Para o autor, chegamos hoje a uma espécie de estado de anomia nas artes, a uma barbárie cultural, que tem como causa principal justamente a separação total, preconizada inclusive por muitos teóricos e artistas contemporâneos, das esferas artísticas e a dos valores estéticos e éticos. Ângelo Monteiro argumenta que a arte tem perdido, paulatinamente, seu ideal de exemplaridade, seu papel orientador na hierarquia da cultura e da vida humana em comunidade.

Na contramão dessa tendência, Monteiro começa por resgatar os sentidos dos termos gregos techne e poiesis, no intuito de enfatizar a prioridade do fundamento criativo e a busca pela excelência como centro de toda atividade verdadeiramente artística, antes do mero construtivismo conceitual. O tom do livro é invariavelmente de reproche e, novamente, percebe-se que seu alvo principal é a arte (antiarte) duchampiana, ainda que nem sempre fique clara nesses ensaios a especificidade das obras a que Monteiro faz referência. A crítica do autor é lançada contra um tipo de arte que se fundamenta num jogo renitente e incansável de autorreferência e de infinita redefinição do seu próprio significado: quer dizer, flexibilizar e expandir o conceito de “arte” parece ser o único tema que interessa a tais artistas e seus entusiastas teóricos. Mas a arte – e Ângelo Monteiro percebe perfeitamente – não nos pede somente definições, pede-nos compreensão, porque trata basicamente da dimensão qualitativa das coisas, que supera as simples abstrações teóricas. Hoje em dia, nosso uso linguístico já aceita como arte praticamente qualquer coisa, portanto já não interessa – é tema carente de importância – ficar discutindo a respeito do status ontológico de uma determinada obra, se é ou não é arte: a crítica deve buscar o relevante, e separá-lo do irrelevante, do banal.

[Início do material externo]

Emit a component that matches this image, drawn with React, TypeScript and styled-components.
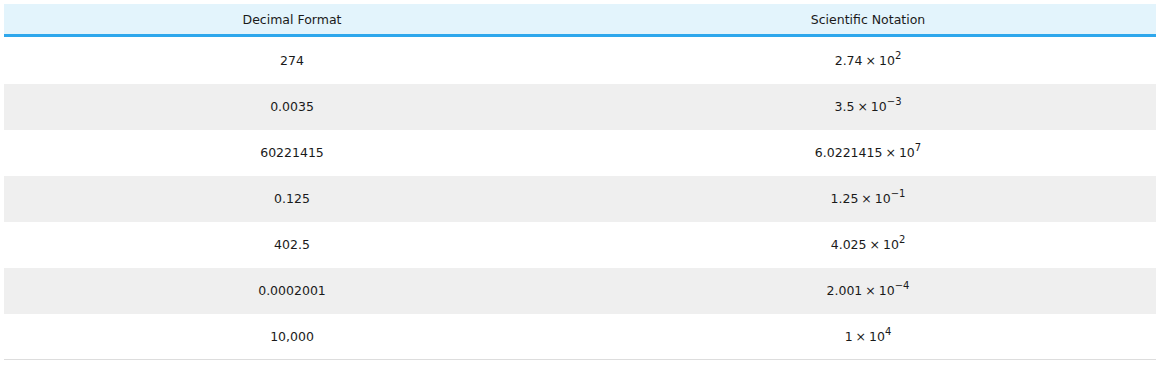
import React from "react";
import styled, { createGlobalStyle } from "styled-components";

const GlobalStyle = createGlobalStyle`
    html, body {
        margin: 0;
        padding: 0;
        background: #ffffff;
    }
    body {
        padding: 4px 11px 0 4px;
        font-family: "DejaVu Sans", Verdana, sans-serif;
        color: #1a1a1a;
    }
`;

const Table = styled.table`
    width: 1152px;
    border-collapse: collapse;
    table-layout: fixed;
    font-size: 12.5px;
`;

const HeadCell = styled.th`
    height: 30px;
    padding: 0;
    background-color: #e3f4fc;
    border-bottom: 3px solid #2ea7ec;
    font-weight: normal;
    text-align: center;
    vertical-align: middle;
`;

const Row = styled.tr<{ $shade: boolean; $first: boolean }>`
    height: ${(p) => (p.$first ? 48 : 46)}px;
    background-color: ${(p) => (p.$shade ? "#efefef" : "#ffffff")};
    &:last-child {
        border-bottom: 1px solid #dddddd;
    }
`;

const Cell = styled.td`
    padding: 0;
    text-align: center;
    vertical-align: middle;
`;

const Times = styled.span`
    margin: 0 3px;
`;

const Sup = styled.sup`
    font-size: 10px;
    line-height: 0;
    position: relative;
    top: -1px;
`;

const rows = [
    { dec: "274", mant: "2.74", exp: "2" },
    { dec: "0.0035", mant: "3.5", exp: "\u22123" },
    { dec: "60221415", mant: "6.0221415", exp: "7" },
    { dec: "0.125", mant: "1.25", exp: "\u22121" },
    { dec: "402.5", mant: "4.025", exp: "2" },
    { dec: "0.0002001", mant: "2.001", exp: "\u22124" },
    { dec: "10,000", mant: "1", exp: "4" },
];

function App() {
    return (
        <>
            <GlobalStyle />
            <Table>
                <thead>
                    <tr>
                        <HeadCell>Decimal Format</HeadCell>
                        <HeadCell>Scientific Notation</HeadCell>
                    </tr>
                </thead>
                <tbody>
                    {rows.map((r, i) => (
                        <Row key={r.dec} $shade={i % 2 === 1} $first={i === 0}>
                            <Cell>{r.dec}</Cell>
                            <Cell>
                                {r.mant}
                                <Times>×</Times>10<Sup>{r.exp}</Sup>
                            </Cell>
                        </Row>
                    ))}
                </tbody>
            </Table>
        </>
    );
}

export default App;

Outro ponto fundamental que permeia os ensaios do livro se refere à crise das noções de sujeito e indivíduo na cultura contemporânea e, com isso, ao enfraquecimento dos valores humanistas tanto na filosofia como na arte. A ideia de arte como forma de “recriação” individual, como formação pessoal, como construção e aprimoramento do homem, parece já não ter espaço algum nos dias de hoje. No mesmo sentido, a concepção de “individualidade criadora” foi combatida por diversas correntes teóricas do século passado, baseadas na ideia de que o autor é um mero construto ideológico de uma sociedade burguesa decadente e que qualquer manifestação da individualidade é uma ação tirânica, seja na arte ou na crítica.

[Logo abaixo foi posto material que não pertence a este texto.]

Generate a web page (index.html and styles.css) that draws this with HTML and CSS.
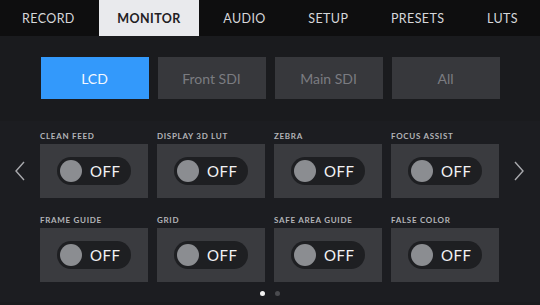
FILE: index.html
```html
<!DOCTYPE html>
<html>
<head>
    <title>Monitor Settings</title>
    <link rel="stylesheet" href="styles.css">
</head>
<body>
    <div class="screen">
        <div class="tabs">
            <div class="tab">RECORD</div>
            <div class="tab active">MONITOR</div>
            <div class="tab">AUDIO</div>
            <div class="tab">SETUP</div>
            <div class="tab">PRESETS</div>
            <div class="tab">LUTS</div>
        </div>

        <div class="outputs">
            <div class="output selected">LCD</div>
            <div class="output">Front SDI</div>
            <div class="output">Main SDI</div>
            <div class="output">All</div>
        </div>

        <div class="panel">
            <div class="pager">
                <div class="arrow">
                    <svg width="10" height="20" viewBox="0 0 10 20"><polyline points="9,1 1,10 9,19" fill="none" stroke="#a9aaae" stroke-width="1.4"/></svg>
                </div>
                <div class="settings">
                    <div class="setting">
                        <div class="label">CLEAN FEED</div>
                        <div class="card"><div class="toggle"><span class="knob"></span>OFF</div></div>
                    </div>
                    <div class="setting">
                        <div class="label">DISPLAY 3D LUT</div>
                        <div class="card"><div class="toggle"><span class="knob"></span>OFF</div></div>
                    </div>
                    <div class="setting">
                        <div class="label">ZEBRA</div>
                        <div class="card"><div class="toggle"><span class="knob"></span>OFF</div></div>
                    </div>
                    <div class="setting">
                        <div class="label">FOCUS ASSIST</div>
                        <div class="card"><div class="toggle"><span class="knob"></span>OFF</div></div>
                    </div>
                    <div class="setting">
                        <div class="label">FRAME GUIDE</div>
                        <div class="card"><div class="toggle"><span class="knob"></span>OFF</div></div>
                    </div>
                    <div class="setting">
                        <div class="label">GRID</div>
                        <div class="card"><div class="toggle"><span class="knob"></span>OFF</div></div>
                    </div>
                    <div class="setting">
                        <div class="label">SAFE AREA GUIDE</div>
                        <div class="card"><div class="toggle"><span class="knob"></span>OFF</div></div>
                    </div>
                    <div class="setting">
                        <div class="label">FALSE COLOR</div>
                        <div class="card"><div class="toggle"><span class="knob"></span>OFF</div></div>
                    </div>
                </div>
                <div class="arrow">
                    <svg width="10" height="20" viewBox="0 0 10 20"><polyline points="1,1 9,10 1,19" fill="none" stroke="#a9aaae" stroke-width="1.4"/></svg>
                </div>
            </div>
            <div class="dots">
                <span class="dot on"></span>
                <span class="dot"></span>
            </div>
        </div>
    </div>
</body>
</html>
```

FILE: styles.css
```css
body { margin: 0; background: #1a1b1e; font-family: Lato, "Open Sans", sans-serif; }
.screen { width: 540px; height: 305px; overflow: hidden; background: #1a1b1e; }

.tabs { display: flex; justify-content: space-between; height: 36px; padding: 0 4px; background: #0e0e0f; }
.tab { display: flex; align-items: center; padding: 0 18px; font-size: 12.5px; letter-spacing: 0.4px; color: #d6d7da; }
.tab.active { background: #e9eaed; color: #1f2023; font-weight: 700; }

.outputs { display: grid; grid-template-columns: repeat(4, 108px); gap: 9px; justify-content: center; height: 85px; padding-top: 21px; box-sizing: border-box; }
.output { height: 42px; display: flex; align-items: center; justify-content: center; background: #37383c; color: #7b7c81; font-size: 14px; }
.output.selected { background: #3399fb; color: #f4f8ff; }

.panel { background: #1c1d21; padding-top: 9px; height: 181px; box-sizing: border-box; }
.pager { display: flex; }
.arrow { width: 40px; display: flex; justify-content: center; align-items: flex-start; padding-top: 31px; }
.settings { display: grid; grid-template-columns: repeat(4, 108px); column-gap: 9px; row-gap: 16px; }
.label { height: 12px; line-height: 12px; margin-bottom: 2px; font-size: 8px; font-weight: 700; letter-spacing: 0.7px; color: #b3b4b8; }
.card { height: 54px; background: #3a3b3f; display: flex; align-items: center; justify-content: center; }
.toggle { width: 74px; height: 28px; box-sizing: border-box; padding-left: 3px; border-radius: 14px; background: #1e1f22; display: flex; align-items: center; gap: 8px; color: #f2f2f4; font-size: 15px; letter-spacing: 0.5px; }
.knob { width: 22px; height: 22px; border-radius: 50%; background: #8b8d91; }

.dots { display: flex; justify-content: center; gap: 10px; margin-top: 9px; }
.dot { width: 5px; height: 5px; border-radius: 50%; background: #4a4b4f; }
.dot.on { background: #f2f2f2; }
```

Ângelo Monteiro aponta, mais de uma vez, a esterilidade cultural que subjaz à aceitação dessa forma de pensar a arte e a filosofia.

VALOR ARTÍSTICO
O autor de Arte ou desastre, de forma erudita e arguta, basicamente defende a importância e a referência da tradição e do cânone no processo de valoração artística. Um ponto, no entanto, merece atenção: Monteiro, por vezes, parece emprestar a tais valores um caráter universal, um fundamento transcendental e, portanto, não histórico e não contingente. A tradição, porém, não é algo estático, transmitido de forma imutável de uma a outra geração, mas, ao contrário, tem uma dinâmica interna motivada por conflitos. Assim, só no horizonte das histórias de nossas tradições é que podemos compreender nossos compromissos e preferências estéticas e éticas. O valor artístico, pois, finca suas raízes através não da determinação autoritária de um cânone fixo e imutável, mas do diálogo e das polêmicas; da confrontação permeável e sensível desse cânone e de seus valores com os da cultura presente; é a mobilidade do cânone e a sua inesgotável adaptabilidade que garantem a sua aparente eternidade através das gerações, o que depende da mediação igualmente permeável e sensível dos críticos.

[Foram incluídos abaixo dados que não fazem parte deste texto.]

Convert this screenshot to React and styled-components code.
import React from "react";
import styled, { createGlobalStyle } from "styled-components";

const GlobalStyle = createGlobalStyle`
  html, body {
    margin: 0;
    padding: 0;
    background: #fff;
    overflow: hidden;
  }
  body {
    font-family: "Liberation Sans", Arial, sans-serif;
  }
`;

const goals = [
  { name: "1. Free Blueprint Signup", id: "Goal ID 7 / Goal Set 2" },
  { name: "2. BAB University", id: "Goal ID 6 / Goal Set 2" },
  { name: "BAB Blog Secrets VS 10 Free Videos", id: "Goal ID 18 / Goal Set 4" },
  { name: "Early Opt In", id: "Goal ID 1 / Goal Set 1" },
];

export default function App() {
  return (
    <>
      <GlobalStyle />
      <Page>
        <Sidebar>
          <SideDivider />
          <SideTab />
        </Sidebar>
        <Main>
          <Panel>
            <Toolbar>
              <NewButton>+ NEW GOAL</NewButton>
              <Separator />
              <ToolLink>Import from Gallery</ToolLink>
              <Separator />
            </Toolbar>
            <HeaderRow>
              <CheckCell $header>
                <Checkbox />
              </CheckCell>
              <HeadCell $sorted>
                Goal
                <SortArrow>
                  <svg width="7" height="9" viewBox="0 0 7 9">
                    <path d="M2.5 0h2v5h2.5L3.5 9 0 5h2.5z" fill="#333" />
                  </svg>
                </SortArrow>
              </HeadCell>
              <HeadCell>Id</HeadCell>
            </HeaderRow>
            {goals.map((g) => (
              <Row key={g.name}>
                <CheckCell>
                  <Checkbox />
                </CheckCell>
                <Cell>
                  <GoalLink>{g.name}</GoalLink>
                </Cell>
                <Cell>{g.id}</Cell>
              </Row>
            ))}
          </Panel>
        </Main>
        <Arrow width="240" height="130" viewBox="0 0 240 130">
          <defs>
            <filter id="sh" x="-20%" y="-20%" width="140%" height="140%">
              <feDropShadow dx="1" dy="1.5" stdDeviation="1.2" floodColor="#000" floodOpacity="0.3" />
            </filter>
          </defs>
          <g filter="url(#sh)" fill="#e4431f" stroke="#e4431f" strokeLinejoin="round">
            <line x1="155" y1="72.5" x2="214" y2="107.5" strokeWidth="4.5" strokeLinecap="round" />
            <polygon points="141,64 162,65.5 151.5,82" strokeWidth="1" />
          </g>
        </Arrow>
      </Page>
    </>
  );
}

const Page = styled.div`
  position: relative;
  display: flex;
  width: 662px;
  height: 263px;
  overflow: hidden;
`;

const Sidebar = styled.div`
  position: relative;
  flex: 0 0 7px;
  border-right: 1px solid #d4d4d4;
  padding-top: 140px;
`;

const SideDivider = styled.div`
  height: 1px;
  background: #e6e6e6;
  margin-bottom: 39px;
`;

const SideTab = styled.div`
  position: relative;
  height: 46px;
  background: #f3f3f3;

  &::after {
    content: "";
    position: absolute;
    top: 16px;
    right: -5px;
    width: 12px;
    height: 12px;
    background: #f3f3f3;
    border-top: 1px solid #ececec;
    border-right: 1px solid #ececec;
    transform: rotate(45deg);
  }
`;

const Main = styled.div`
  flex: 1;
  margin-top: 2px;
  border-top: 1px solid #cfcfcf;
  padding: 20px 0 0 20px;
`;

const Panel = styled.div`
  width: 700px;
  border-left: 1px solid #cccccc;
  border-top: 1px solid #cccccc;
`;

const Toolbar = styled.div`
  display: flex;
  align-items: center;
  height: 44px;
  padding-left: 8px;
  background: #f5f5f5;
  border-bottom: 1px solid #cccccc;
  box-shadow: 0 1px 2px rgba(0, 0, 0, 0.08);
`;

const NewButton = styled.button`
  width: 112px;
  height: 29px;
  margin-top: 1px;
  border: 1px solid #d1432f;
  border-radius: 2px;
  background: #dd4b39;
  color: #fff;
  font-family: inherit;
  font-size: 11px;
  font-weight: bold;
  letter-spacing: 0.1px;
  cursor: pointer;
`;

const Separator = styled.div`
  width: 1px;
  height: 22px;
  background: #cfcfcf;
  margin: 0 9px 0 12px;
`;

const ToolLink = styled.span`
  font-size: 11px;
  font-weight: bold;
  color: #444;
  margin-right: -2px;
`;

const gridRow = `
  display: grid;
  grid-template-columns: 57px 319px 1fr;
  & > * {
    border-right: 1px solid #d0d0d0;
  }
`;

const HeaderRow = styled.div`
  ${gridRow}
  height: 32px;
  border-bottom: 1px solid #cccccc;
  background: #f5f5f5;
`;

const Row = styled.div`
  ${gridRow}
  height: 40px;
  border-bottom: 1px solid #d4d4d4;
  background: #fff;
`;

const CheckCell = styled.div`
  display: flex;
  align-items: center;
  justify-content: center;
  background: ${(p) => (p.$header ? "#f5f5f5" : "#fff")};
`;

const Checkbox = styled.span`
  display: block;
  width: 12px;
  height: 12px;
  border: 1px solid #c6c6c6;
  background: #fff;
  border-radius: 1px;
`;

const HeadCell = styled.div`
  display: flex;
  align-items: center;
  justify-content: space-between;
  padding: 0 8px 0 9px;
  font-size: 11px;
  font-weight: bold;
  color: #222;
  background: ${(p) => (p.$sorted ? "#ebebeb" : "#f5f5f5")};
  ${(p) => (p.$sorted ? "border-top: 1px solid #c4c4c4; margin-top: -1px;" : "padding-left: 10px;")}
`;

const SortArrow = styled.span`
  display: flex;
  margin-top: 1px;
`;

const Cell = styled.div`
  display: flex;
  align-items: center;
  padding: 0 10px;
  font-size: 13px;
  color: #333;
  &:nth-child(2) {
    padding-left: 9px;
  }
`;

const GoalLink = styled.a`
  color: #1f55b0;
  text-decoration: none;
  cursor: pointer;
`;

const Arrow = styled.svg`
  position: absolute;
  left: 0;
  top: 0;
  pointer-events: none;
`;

Os ensaios de Ângelo Monteiro, ainda quando discordamos de alguns pontos de sua argumentação, fazem jus em todo caso a um dos ideais inalienáveis da crítica: o da confrontação, da não aceitação dos valores já estabelecidos. São sugestivos, polêmicos, arriscados: cumprem sua função intelectual porque a crítica de arte não tem que buscar certezas últimas, tem que propor valores, ainda que saibamos que nunca chegaremos a um consenso universal sobre eles. E em uma época de desorientação como a nossa, o papel do intelectual como crítico ganha relevo. Toda crítica é uma espécie de confronto entre as obras realizadas e a vida presente e suas exigências: uma petição de pertinência que a vida concreta faz à arte. 

EDUARDO CESAR MAIA, jornalista, mestre em Filosofia e doutorando em Letras.